Stored data
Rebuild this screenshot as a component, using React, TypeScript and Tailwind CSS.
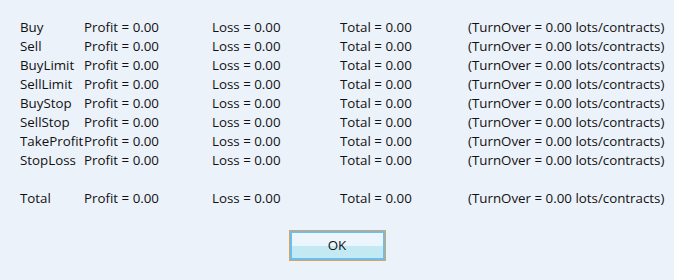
const rows = ["Buy", "Sell", "BuyLimit", "SellLimit", "BuyStop", "SellStop", "TakeProfit", "StopLoss"];

function Row({ label }: { label: string }) {
  return (
    <div className="grid grid-cols-[64px_128px_128px_128px_auto] h-[19px] items-center whitespace-nowrap">
      <span>{label}</span>
      <span>Profit = 0.00</span>
      <span>Loss = 0.00</span>
      <span>Total = 0.00</span>
      <span>(TurnOver = 0.00 lots/contracts)</span>
    </div>
  );
}

export default function App() {
  return (
    <div
      className="w-[674px] h-[280px] bg-[#ecf2fa] text-[#111] text-[13.33px] leading-[19px] pt-[18px] pl-[20px] flex flex-col"
      style={{ fontFamily: "'Open Sans', 'Noto Sans', sans-serif" }}
    >
      {rows.map((r) => (
        <Row key={r} label={r} />
      ))}
      <div className="h-[19px]" />
      <Row label="Total" />
      <div className="flex justify-center mt-[22px] pr-[20px]">
        <button className="w-[97px] h-[31px] border border-[#d8a35c] p-0 bg-[#63b9ee]">
          <div className="h-full border-2 border-[#6cbdf0] flex flex-col relative">
            <div className="flex-1 bg-[#ecf4fc]" />
            <div className="flex-1 bg-[#c3eaf3]" />
            <span className="absolute inset-0 flex items-center justify-center leading-none">OK</span>
          </div>
        </button>
      </div>
    </div>
  );
}
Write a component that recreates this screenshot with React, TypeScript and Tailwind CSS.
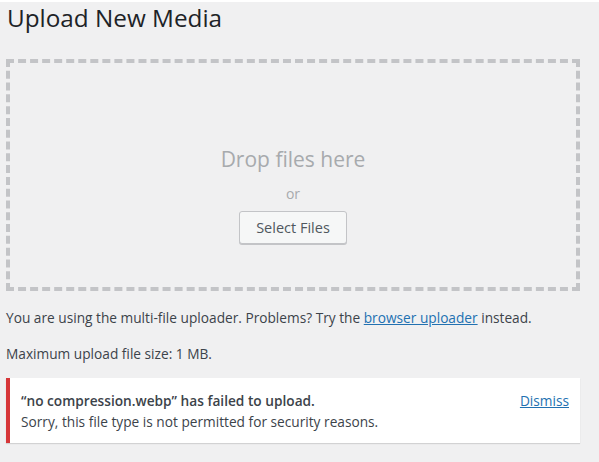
export default function App() {
    return (
        <div className="min-h-[462px] w-full bg-[#f0f0f1] pl-[6px] pr-[19px] font-['Open_Sans',sans-serif] text-[#3c434a]">
            <h1 className="mt-[2px] pl-[1px] text-[24.3px] font-normal leading-[31px] text-[#1d2327]">
                Upload New Media
            </h1>

            <div className="mt-[26px] flex h-[232px] flex-col items-center border-4 border-dashed border-[#c3c4c7] pt-[82px]">
                <p className="text-[21px] leading-[28px] text-[#a7aaad]">Drop files here</p>
                <p className="mt-[11px] text-[14px] leading-[20px] text-[#a7aaad]">or</p>
                <button
                    type="button"
                    className="mt-[7px] h-[33px] w-[108px] rounded-[3px] border border-[#c3c4c7] bg-[#f6f7f7] text-[14.5px] text-[#50575e] shadow-[0_1px_0_#c3c4c7]"
                >
                    Select Files
                </button>
            </div>

            <p className="mt-[17px] text-[13.7px] leading-[20px]">
                You are using the multi-file uploader. Problems? Try the{" "}
                <a href="#" className="text-[#2271b1] underline">
                    browser uploader
                </a>{" "}
                instead.
            </p>
            <p className="mt-[16px] text-[13.7px] leading-[20px]">Maximum upload file size: 1 MB.</p>

            <div className="mt-[14px] flex items-start justify-between border-l-4 border-[#d63638] bg-white pb-[11px] pl-[11px] pr-[11px] pt-[13px] shadow-[0_1px_1px_rgba(0,0,0,0.12)]">
                <div className="text-[13.7px]">
                    <p className="font-semibold leading-[20px] text-[#3c434a]">
                        “no compression.webp” has failed to upload.
                    </p>
                    <p className="mt-[1px] leading-[20px]">
                        Sorry, this file type is not permitted for security reasons.
                    </p>
                </div>
                <a href="#" className="text-[13.7px] leading-[20px] text-[#2271b1] underline">
                    Dismiss
                </a>
            </div>
        </div>
    );
}
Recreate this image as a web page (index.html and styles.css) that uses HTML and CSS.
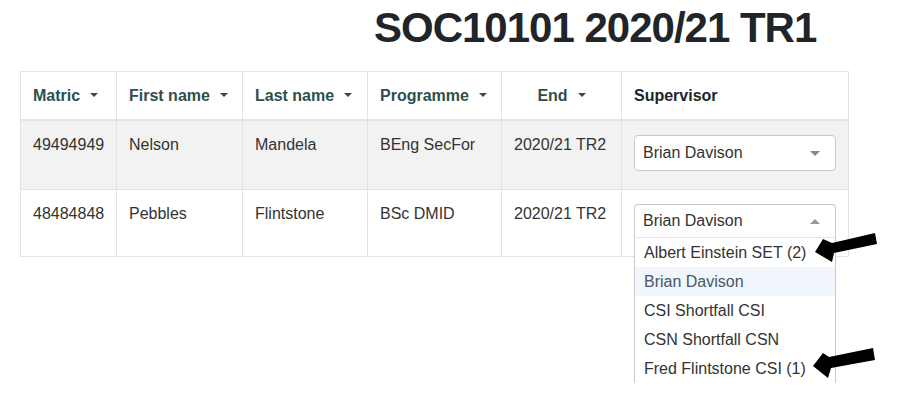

* _AIM_
Scan the lines for the string "Tailwind". Pick out every line that has it.

* _WRITTEN ANSWER_
Rebuild this screenshot as a component, using React, TypeScript and Tailwind CSS.
Write a component that recreates this screenshot with React, TypeScript and Tailwind CSS.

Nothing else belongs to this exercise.